= GIVEN INFORMATION =
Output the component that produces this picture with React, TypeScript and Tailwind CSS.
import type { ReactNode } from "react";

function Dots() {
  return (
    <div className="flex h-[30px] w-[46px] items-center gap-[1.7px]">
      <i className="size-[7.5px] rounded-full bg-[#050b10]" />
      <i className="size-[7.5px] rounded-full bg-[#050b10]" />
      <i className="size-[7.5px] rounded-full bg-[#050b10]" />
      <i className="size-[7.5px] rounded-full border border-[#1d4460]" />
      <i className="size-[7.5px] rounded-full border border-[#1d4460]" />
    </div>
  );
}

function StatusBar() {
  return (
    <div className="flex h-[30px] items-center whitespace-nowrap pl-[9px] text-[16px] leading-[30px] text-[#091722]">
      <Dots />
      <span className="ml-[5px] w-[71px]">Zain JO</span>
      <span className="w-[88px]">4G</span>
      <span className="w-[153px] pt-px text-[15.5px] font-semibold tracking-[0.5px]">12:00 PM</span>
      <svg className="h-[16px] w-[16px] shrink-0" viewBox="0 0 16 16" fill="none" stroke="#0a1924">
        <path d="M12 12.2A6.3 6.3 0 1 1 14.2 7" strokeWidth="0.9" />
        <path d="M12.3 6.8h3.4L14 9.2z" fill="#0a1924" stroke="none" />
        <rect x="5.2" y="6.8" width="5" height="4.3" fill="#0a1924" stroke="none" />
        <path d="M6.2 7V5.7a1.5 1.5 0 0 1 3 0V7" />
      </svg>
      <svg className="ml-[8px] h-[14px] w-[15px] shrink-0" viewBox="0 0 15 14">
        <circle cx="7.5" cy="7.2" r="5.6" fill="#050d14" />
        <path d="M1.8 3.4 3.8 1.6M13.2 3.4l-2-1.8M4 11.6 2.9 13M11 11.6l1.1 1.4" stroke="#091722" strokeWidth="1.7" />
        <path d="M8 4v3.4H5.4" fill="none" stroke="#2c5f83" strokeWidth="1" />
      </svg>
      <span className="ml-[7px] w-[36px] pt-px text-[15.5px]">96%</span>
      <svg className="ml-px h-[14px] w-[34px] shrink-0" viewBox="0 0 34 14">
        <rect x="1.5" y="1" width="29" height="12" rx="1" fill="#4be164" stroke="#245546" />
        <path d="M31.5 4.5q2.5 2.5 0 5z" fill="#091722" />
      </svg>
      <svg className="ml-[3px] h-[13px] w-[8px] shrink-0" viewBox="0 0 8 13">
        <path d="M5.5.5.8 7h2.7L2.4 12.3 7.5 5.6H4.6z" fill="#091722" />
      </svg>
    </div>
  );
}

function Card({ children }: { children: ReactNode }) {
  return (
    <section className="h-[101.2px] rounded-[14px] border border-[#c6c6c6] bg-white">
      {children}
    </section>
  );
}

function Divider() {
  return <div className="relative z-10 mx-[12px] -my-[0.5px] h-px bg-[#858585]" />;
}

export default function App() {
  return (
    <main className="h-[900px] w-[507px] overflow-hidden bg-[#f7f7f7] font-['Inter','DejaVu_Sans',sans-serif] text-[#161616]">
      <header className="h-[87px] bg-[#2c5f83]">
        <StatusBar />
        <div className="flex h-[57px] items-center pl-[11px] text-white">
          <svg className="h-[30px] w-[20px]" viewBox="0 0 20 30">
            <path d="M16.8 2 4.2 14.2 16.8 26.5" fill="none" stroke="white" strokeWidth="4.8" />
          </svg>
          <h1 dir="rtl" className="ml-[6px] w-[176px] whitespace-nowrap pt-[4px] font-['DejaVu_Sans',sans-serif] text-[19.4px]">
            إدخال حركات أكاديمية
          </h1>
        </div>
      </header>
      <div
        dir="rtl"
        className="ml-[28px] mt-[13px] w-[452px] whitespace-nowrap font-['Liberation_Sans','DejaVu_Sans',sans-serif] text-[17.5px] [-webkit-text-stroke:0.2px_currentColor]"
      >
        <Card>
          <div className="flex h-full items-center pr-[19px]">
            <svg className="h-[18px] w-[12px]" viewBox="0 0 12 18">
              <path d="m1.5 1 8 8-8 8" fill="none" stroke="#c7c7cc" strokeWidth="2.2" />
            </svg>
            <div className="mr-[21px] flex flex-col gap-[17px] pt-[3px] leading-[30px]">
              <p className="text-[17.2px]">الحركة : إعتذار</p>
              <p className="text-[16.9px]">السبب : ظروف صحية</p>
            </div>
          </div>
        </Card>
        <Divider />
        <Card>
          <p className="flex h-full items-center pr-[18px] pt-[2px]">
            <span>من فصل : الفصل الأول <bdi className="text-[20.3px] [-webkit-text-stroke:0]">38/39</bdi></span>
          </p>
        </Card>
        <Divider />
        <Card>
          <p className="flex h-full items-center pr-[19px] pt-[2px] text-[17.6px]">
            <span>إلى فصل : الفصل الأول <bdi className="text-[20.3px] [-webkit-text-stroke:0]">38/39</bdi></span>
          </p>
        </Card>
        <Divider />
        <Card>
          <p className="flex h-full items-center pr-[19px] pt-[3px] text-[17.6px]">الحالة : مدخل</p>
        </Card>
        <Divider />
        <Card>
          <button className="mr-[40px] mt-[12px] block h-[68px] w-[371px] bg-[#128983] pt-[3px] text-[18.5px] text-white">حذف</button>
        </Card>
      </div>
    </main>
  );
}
==
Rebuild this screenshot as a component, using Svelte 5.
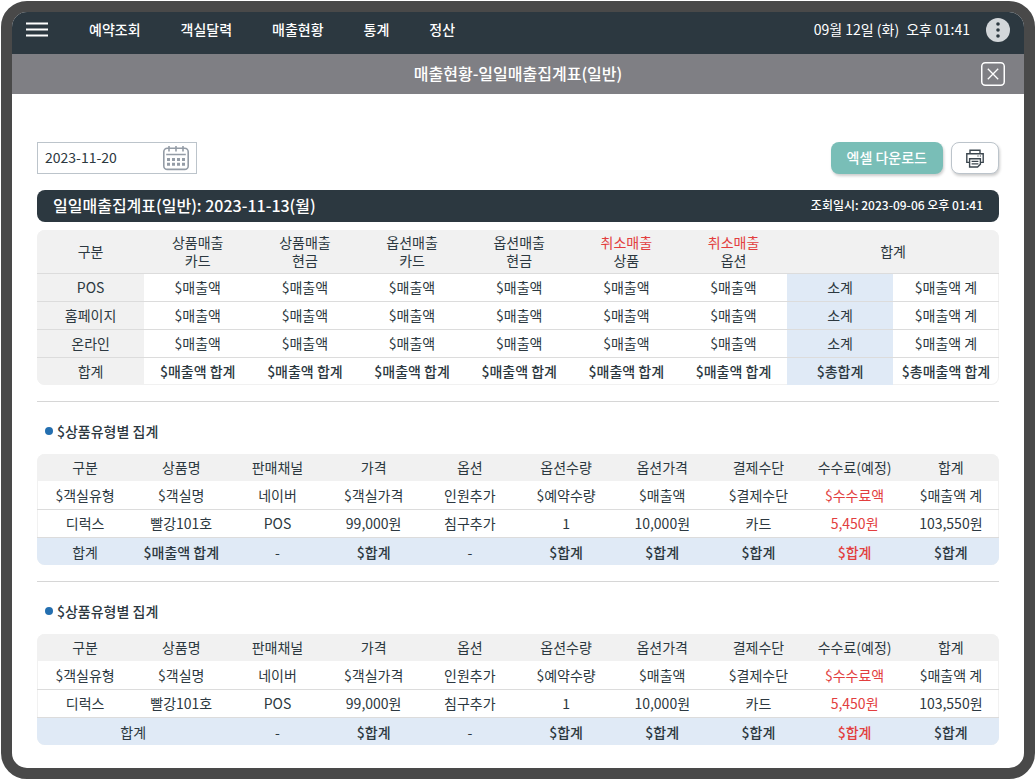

= GOAL =
Determine how many lines contain the word "this" and reply with that number alone.

= EXERCISE RESPONSE =
2